St. Dimitry Cathedral interior. Baldachin with silver sarcophagus (third) containing relics of St. Dimitry of Rostov. July 7, 2019. William Brumfield
The monastery’s prosperity came to an end with the establishment of Soviet power. After its closure as a religious institution in 1923, some monastery treasures were preserved by the Rostov Museum, but the monastery in general was ransacked and then disfigured by haphazard conversion to other uses. The extent of the degradation is evident from my photographs taken in the early 1990s soon after the return of the monastery to the Orthodox Church in April 1991.

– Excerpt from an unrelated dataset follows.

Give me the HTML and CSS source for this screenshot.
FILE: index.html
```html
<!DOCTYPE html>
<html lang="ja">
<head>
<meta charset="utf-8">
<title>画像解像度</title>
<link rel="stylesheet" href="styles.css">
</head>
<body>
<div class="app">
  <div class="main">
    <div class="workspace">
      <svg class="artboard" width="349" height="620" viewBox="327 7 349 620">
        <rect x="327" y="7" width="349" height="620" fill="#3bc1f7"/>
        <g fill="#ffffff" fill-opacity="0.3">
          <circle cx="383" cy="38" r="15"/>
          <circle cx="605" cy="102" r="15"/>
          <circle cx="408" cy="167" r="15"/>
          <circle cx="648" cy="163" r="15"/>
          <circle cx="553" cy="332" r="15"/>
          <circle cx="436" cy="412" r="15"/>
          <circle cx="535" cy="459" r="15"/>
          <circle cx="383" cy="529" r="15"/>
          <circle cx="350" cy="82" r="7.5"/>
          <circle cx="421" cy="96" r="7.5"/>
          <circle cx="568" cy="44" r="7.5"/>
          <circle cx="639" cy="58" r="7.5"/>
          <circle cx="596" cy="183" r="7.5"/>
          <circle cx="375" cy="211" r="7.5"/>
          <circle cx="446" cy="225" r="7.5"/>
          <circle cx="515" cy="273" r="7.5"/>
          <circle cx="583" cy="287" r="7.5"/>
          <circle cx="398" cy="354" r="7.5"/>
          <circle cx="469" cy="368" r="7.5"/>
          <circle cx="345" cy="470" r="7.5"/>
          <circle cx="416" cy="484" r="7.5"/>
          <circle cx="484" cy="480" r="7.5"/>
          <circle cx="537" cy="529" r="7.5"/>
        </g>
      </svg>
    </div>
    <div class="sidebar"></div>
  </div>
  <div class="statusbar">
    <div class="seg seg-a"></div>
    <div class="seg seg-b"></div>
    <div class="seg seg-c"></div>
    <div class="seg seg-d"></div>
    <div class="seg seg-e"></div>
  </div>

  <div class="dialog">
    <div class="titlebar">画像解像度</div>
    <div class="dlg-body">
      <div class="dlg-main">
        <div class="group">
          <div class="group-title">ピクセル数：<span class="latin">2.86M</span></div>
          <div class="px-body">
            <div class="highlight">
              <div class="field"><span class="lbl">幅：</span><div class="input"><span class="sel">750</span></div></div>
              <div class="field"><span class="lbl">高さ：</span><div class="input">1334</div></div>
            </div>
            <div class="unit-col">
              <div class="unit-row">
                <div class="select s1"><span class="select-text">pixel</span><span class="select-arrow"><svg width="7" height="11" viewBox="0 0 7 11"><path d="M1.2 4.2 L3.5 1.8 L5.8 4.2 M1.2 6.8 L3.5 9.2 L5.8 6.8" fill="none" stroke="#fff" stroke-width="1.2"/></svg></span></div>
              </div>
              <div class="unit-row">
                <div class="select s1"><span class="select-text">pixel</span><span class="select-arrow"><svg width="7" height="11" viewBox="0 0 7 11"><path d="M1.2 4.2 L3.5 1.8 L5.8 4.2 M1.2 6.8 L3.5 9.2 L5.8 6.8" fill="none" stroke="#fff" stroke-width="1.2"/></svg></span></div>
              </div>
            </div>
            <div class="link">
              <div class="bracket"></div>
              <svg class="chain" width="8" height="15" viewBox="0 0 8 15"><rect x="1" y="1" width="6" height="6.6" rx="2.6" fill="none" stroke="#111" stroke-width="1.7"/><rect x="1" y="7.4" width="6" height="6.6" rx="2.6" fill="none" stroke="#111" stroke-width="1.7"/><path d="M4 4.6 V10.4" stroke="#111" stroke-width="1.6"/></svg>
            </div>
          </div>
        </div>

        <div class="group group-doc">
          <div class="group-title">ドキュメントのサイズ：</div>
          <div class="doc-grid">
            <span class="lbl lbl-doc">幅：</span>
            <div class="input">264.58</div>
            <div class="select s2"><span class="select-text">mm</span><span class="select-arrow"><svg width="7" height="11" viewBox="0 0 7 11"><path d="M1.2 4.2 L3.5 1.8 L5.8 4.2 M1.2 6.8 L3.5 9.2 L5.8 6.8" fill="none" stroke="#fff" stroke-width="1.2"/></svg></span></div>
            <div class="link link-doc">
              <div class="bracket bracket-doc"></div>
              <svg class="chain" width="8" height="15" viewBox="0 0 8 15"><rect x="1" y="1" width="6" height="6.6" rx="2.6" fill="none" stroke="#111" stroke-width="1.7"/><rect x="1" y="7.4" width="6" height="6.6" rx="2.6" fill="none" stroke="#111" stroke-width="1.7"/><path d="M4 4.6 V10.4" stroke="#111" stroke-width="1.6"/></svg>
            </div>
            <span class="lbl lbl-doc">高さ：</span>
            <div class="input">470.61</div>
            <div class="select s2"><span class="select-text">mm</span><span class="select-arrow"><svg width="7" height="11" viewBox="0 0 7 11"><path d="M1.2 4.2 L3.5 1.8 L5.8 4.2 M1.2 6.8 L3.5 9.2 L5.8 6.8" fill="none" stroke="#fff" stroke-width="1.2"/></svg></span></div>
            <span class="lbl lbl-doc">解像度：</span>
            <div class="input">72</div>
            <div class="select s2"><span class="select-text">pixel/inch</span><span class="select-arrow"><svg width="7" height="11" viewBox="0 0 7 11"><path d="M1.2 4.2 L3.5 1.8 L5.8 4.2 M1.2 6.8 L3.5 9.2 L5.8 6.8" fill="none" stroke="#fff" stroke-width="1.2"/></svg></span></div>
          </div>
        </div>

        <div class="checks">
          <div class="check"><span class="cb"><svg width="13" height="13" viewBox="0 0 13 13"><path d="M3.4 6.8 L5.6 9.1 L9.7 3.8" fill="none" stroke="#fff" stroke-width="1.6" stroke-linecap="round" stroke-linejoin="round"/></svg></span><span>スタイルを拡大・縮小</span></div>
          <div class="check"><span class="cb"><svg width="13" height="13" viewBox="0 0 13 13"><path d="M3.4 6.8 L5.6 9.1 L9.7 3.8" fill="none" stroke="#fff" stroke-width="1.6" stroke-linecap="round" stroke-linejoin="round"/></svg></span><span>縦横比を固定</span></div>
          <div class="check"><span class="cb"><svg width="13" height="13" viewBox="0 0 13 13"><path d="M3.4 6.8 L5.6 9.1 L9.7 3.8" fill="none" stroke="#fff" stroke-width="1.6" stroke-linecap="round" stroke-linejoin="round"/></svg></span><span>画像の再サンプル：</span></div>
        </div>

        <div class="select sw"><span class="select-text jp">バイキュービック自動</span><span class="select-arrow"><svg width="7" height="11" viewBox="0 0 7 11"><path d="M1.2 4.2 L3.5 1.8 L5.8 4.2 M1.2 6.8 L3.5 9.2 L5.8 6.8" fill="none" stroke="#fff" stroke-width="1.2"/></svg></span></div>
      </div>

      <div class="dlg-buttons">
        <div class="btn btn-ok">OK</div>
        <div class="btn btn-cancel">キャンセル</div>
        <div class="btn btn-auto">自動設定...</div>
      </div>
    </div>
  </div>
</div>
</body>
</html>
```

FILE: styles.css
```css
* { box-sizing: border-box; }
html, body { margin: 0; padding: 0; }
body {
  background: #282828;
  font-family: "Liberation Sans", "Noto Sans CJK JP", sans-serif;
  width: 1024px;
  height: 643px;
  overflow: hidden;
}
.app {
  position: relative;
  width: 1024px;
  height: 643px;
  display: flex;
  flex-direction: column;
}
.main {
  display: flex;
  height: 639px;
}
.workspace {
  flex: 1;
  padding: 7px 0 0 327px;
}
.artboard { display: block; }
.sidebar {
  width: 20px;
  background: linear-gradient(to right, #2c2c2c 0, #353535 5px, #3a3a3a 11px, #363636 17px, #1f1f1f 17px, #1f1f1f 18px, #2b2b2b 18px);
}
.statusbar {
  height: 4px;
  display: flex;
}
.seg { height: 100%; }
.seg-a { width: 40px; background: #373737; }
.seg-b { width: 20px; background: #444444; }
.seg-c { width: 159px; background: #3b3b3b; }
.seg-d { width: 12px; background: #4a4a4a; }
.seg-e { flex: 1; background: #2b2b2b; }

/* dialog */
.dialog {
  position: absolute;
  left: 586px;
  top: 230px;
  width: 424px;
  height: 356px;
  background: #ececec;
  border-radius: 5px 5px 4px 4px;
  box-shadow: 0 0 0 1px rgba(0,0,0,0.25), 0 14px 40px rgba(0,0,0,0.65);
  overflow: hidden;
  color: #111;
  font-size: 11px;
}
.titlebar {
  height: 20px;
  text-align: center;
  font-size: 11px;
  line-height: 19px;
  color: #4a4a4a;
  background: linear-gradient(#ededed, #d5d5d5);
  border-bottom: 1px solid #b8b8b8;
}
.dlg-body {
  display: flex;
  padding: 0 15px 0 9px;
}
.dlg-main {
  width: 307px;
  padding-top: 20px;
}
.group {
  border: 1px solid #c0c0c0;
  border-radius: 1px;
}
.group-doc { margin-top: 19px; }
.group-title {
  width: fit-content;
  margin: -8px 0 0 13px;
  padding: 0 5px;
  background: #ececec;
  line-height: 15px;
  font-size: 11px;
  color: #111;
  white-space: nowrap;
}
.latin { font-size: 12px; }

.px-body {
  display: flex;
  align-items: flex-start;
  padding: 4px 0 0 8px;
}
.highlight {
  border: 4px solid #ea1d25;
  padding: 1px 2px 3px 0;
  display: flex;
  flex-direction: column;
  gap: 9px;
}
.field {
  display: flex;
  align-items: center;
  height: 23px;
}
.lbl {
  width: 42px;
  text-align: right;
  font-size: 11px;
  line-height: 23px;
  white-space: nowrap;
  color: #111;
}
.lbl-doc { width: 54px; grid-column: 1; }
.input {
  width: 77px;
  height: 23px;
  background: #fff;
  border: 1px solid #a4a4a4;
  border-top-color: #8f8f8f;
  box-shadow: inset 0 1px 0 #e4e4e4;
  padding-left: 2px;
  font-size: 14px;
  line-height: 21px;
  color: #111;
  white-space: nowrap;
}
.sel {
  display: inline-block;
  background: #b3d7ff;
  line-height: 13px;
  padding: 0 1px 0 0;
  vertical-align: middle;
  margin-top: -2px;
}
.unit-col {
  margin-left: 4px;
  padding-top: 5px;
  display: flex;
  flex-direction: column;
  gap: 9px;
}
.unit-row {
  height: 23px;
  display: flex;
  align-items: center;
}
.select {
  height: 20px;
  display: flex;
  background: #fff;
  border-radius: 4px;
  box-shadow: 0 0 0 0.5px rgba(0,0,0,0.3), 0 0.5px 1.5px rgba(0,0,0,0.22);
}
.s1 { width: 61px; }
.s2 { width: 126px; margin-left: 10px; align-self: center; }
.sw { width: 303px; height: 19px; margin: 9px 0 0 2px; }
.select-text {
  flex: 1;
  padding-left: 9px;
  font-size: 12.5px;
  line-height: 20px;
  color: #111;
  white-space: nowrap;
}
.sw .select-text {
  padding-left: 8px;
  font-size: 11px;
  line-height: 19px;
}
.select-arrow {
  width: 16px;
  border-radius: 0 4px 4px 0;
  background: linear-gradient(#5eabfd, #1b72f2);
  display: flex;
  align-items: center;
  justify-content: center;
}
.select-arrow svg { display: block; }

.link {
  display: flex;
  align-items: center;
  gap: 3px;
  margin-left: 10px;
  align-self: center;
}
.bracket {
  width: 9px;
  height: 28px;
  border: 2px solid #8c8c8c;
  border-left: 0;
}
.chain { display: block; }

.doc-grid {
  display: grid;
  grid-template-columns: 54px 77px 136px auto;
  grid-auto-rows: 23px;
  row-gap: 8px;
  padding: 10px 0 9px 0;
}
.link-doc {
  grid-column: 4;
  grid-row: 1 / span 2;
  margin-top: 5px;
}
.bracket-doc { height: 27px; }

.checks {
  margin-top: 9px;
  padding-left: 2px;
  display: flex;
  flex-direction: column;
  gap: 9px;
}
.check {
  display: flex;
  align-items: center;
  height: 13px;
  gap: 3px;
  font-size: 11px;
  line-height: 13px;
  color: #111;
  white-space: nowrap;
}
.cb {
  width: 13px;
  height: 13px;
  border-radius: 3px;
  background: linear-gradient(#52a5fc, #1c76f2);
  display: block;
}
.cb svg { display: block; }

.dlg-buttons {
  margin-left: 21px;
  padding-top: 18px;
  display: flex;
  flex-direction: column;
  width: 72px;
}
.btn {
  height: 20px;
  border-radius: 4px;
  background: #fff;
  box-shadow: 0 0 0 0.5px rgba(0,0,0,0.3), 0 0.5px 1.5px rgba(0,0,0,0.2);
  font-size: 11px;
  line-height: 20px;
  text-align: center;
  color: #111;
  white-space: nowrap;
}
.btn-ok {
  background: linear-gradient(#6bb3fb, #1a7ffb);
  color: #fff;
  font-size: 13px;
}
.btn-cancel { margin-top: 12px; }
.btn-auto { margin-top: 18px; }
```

St. Dimitry Cathedral interior. Dome with medallions depicting 12 Apostles. July 7, 2019. William Brumfield
In 2009, during the tercentenary of St. Dimitry’s death, the restored Cathedral of St. Dimitry was re-consecrated by Patriach Kirill. For this occasion, a third silver sarcophagus was made to contain the saint’s relics throughout the year. Ongoing restoration efforts have returned the monastery dedicated to St. Dimitry to a position as one of the most illustrious in central Russia.
In the early 20th century the Russian photographer Sergei Prokudin-Gorsky developed a complex process for color photography. Between 1903 and 1916 he traveled through the Russian Empire and took over 2,000 photographs with the new process, which involved three exposures on a glass plate. In August 1918 he left Russia with a large part of his collection of glass negatives and ultimately resettled in France. After his death in Paris in 1944, his heirs sold his collection to the Library of Congress. In the early 21st century the Library digitized the Prokudin-Gorsky Collection and made it freely available to the global public. A number of Russian websites now have versions of the collection. In 1986 the architectural historian and photographer William Brumfield organized the first exhibit of Prokudin-Gorsky photographs at the Library of Congress. Over a period of work in Russia beginning in 1970, Brumfield has photographed most of the sites visited by Prokudin-Gorsky. This series of articles will juxtapose Prokudin-Gorsky’s views of architectural monuments with photographs taken by Brumfield decades later.